SIŁA WOLNEGO SŁOWA
Właśnie w Lublinie, który kojarzy się z początkiem państwa komunistycznego w Polsce (słynny manifest z lipca 1944 roku), aparatem represji i cenzury, zaczęto trzydzieści lat później druk wolnego słowa, odkłamującego rzeczywistość totalitarnego państwa. To, co wtedy stało się w Lublinie trudno przecenić. Symboliczna waga tego działania była olbrzymia.

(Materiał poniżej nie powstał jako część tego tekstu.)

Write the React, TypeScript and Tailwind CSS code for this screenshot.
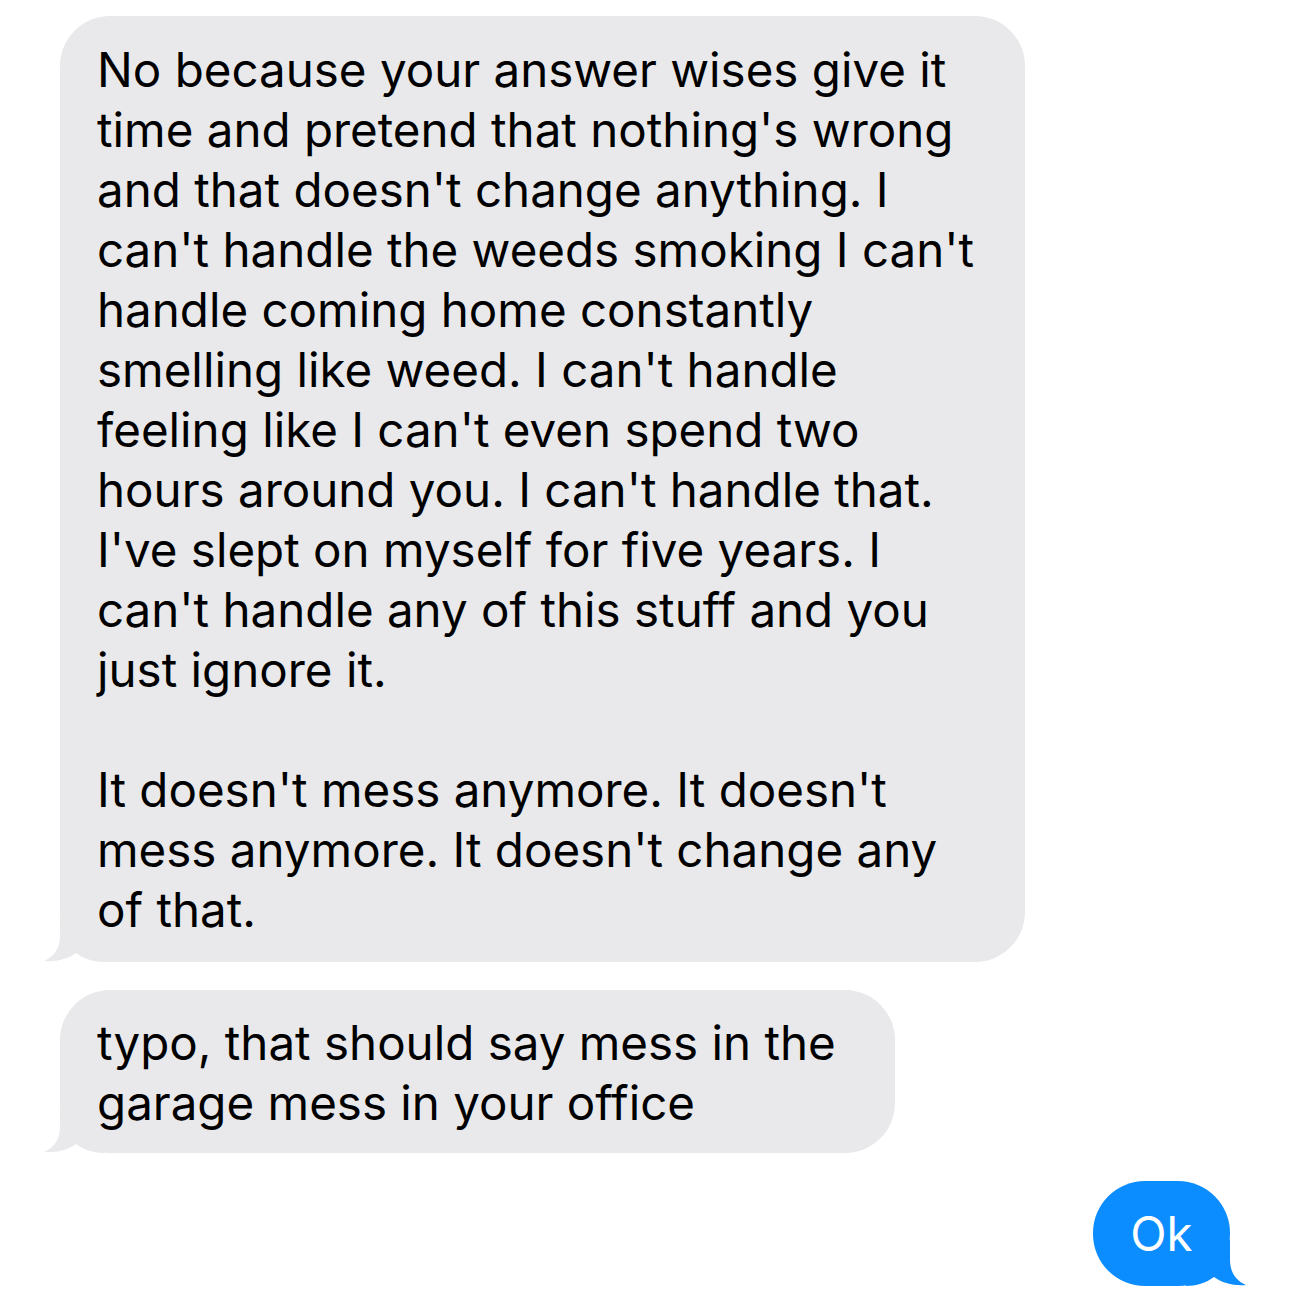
import React from 'react';

const firstMessage = [
  'No because your answer wises give it',
  "time and pretend that nothing's wrong",
  "and that doesn't change anything. I",
  "can't handle the weeds smoking I can't",
  'handle coming home constantly',
  "smelling like weed. I can't handle",
  "feeling like I can't even spend two",
  "hours around you. I can't handle that.",
  "I've slept on myself for five years. I",
  "can't handle any of this stuff and you",
  'just ignore it.',
  '',
  "It doesn't mess anymore. It doesn't",
  "mess anymore. It doesn't change any",
  'of that.',
];

const secondMessage = ['typo, that should say mess in the', 'garage mess in your office'];

function IncomingTail() {
  return (
    <svg className="absolute left-[-16px] bottom-0" width="60" height="46" viewBox="0 0 60 46">
      <path d="M16,0 L16,20 C16,32 10,41 0,45 C12,46 24,43 32,37 C40,43 50,46 60,46 L60,0 Z" fill="#e9e9eb" />
    </svg>
  );
}

function OutgoingTail() {
  return (
    <svg className="absolute right-[-16px] bottom-0" width="60" height="46" viewBox="0 0 60 46">
      <path d="M44,0 L44,20 C44,32 50,41 60,45 C48,46 36,43 28,37 C20,43 10,46 0,46 L0,0 Z" fill="#0b8cff" />
    </svg>
  );
}

function Incoming({ lines, width, pad }: { lines: string[]; width: string; pad: string }) {
  return (
    <div className={`relative ${width}`}>
      <div className={`relative z-10 rounded-[50px] bg-[#e9e9eb] pl-[37px] pr-[30px] ${pad}`}>
        {lines.map((line, i) => (
          <div key={i} className="h-[60px] leading-[60px] whitespace-nowrap">
            {line || '\u00a0'}
          </div>
        ))}
      </div>
      <IncomingTail />
    </div>
  );
}

export default function App() {
  return (
    <div
      className="w-[1290px] h-[1307px] bg-white text-black text-[47.5px] pt-[16px] px-[60px] flex flex-col"
      style={{ fontFamily: 'Inter, "Liberation Sans", sans-serif' }}
    >
      <Incoming lines={firstMessage} width="w-[965px]" pad="pt-[24px] pb-[22px]" />
      <div className="mt-[28px]">
        <Incoming lines={secondMessage} width="w-[835px]" pad="pt-[23px] pb-[20px]" />
      </div>
      <div className="mt-[28px] flex justify-end">
        <div className="relative">
          <div className="relative z-10 w-[137px] h-[105px] rounded-[52px] bg-[#0b8cff] text-white flex items-center justify-center">
            <span className="leading-none">Ok</span>
          </div>
          <OutgoingTail />
        </div>
      </div>
    </div>
  );
}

Możemy tylko powtórzyć za Ryszardem Kapuścińskim:
...nie możemy sobie wyobrazić podręcznika historii powszechnej, w którym nie byłoby rozdziału o tym, jak słowo pisane w formie kursujących ulotek, tajnych pisemek, podziemnej prasy i nieregularnych wydawnictw wpływało na wynik toczących się walk społecznych i politycznych [...] To właśnie pisanie – demaskujące i oskarżycielskie, a często zwyczajnie informujące – miało ważny udział w likwidacji gułagów i obozów koncentracyjnych, obalaniu wielu zbrodniczych reżimów. [...] I właśnie dlatego, że słowo pisane mogło zawsze wiele zmienić, było przez wieki postrachem każdej autorytarnej władzy, która zwalczała je wszelkimi sposobami.